Some of the top attractions include the great wall, forbidden city, Tiananmen Square, summer palace, national stadium, temple of heaven, Ming tombs, Yonghe temple, and Beijing zoo.
Public transportation is available in the form of trains, planes, and busses. Traffic often jams the roads so planes or trains are preferable to busses or taxis.
Tianjin Cruise Ship Port
Although it is called Tianjin, the port lies about 74K (46 miles) from the city, and 30K from Tanggu, the closest city to the port. Bejing is about 110 miles from the port. Tianjin has two cruise ports, the Tinjin Xingang Port Passenger Terminal for mainly domestic cruises and the Tianjin International Cruise Home Port for ships from other countries. The two ports sit about 16 miles away from each other. You can take the bullet train from Tianjin to Bejing, but you have to get to a station first to catch the train. There are closer train stations to the port in Tanggu and Yujiapu, but the train is faster and runs more frequently from Tianjin. There are about 70 miles between Tianjin and Beijing.
Most people go to Bejing rather than touring anything in Tianjin, but it does have some shopping and museums and a ferris wheel. You can book excursions from there to the great wall by train or private tour, but they aren’t cheap.
The port at Tianjin is not close to much of anything. The bus did go past some tall buildings and a trail through some trees, but they were not right at the port. The shuttle from our ship went to Aeon Mall in Tanggu, 40 minutes away. There’s not a lot there for a 40 minute ride, but you can catch a train.
There’s a large terminal building at the port, but there was no wifi or information and maps or money exchange like all the Japanese ports our ship stopped in this cruise had. Print out your maps from the internet or get them from a travel agent before you go if you are planning to explore on your own and bring Chinese yuan with you so you don’t have to hunt down a bank or ATM. Our ship did have money exchange available at guest services, but lines were often quite lengthy as port days approached.
While most public restrooms in China just have squat toilets, the port building in Tianjin also had the normal western sort of toilets that you sit on so people could choose whichever style they feel most comfortable using.
The lower floor where you exit the building when leaving the ship had a couple giant cruise ship models, one of a Costa ship and the other Royal Caribbean. It also had an escalator across the room from the ship models that went up to a section of the second floor balcony overlooking the open space on the first floor. There were a few little stores up there. Mostly crew shop there, but passengers are welcome too. Across the open space from those stores there was a large duty free shop, which you have to walk around the balcony along the open space to get to, at least from where you come into that room where our ship was docked. It looked like the Amsterdam emptied more directly into that area. All the big inviting glass doors into the area with the duty free shop were locked, but there was a small wooden door with pass-through to that area, though it didn’t look as if very many people found it so the duty-free store didn’t get much business that day. Unlike all the tourist attractions that exit through the gift shop, at this port the shops are easily missed.

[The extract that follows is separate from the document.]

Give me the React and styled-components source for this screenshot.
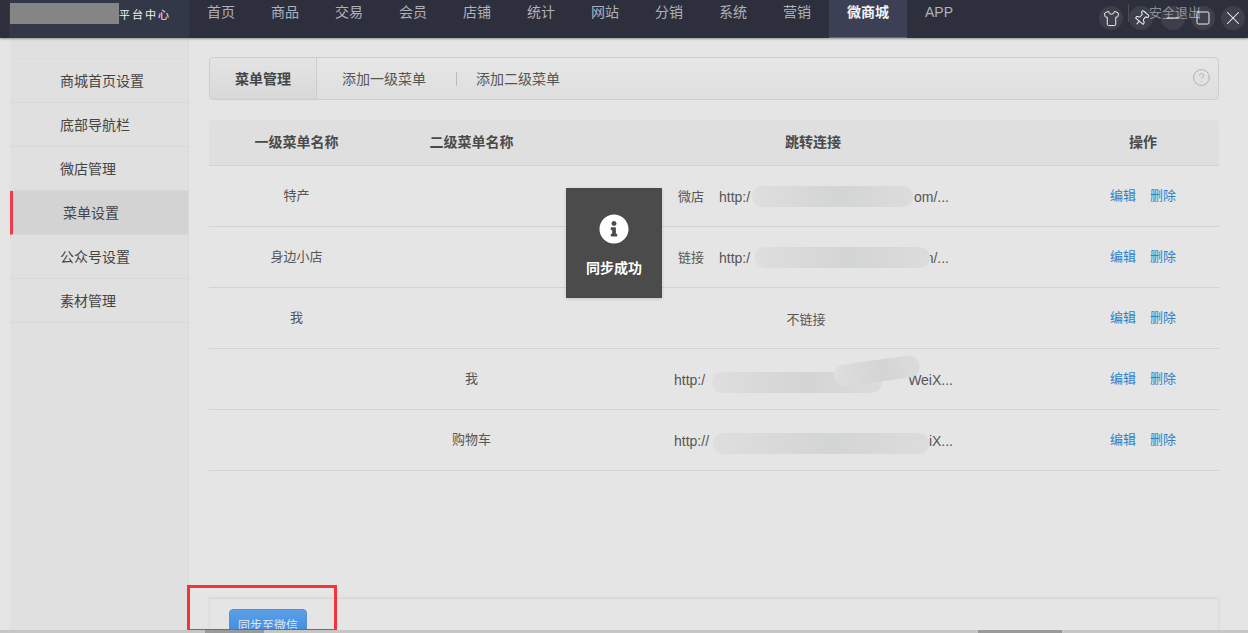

Unless you are comfortable traveling long distances by public transportation on your own in a foreign country, this is a good port to take a ship’s excursion. The ones our ship offered were pretty pricey, but even the cost of an expensive shore excursion is a lot less than the price of taking another whole trip to China to see the great wall or any of Bejing’s other tourist attractions. Also considerably less than the cost of getting to the next port on your own if you don’t make it back to the ship by all-aboard time.
Excursions from our ship to Bejing included several that went to the great wall. One just went to the wall, one included the Summer Palace and another included Ming Tomb. There were also two that did not go to the wall. One went to the Summer Palace and toured the hutongs of old Bejing by rickshaw and the other was a city tour with a visit to the Forbidden City. Because our ship overnighted in Tianjin, there was also an overnight tour which went to the Temple of Heaven, Forbidden City, Tian’anmen Square, Ming Tombs, and the Great Wall, and a 5-day overland tour that cost far more than the cruise itself and caught up to the ship 2 ports away in Shanghai.
Excursions from our ship to Tianjin included a transfer that just brought people there and back leaving them to explore on their own, a Best-of tour going to the Confucius Temple, a museum, and a mansion, and a tour to the Confucius Temple and culture street with replicas of Qing Dynasty architecture.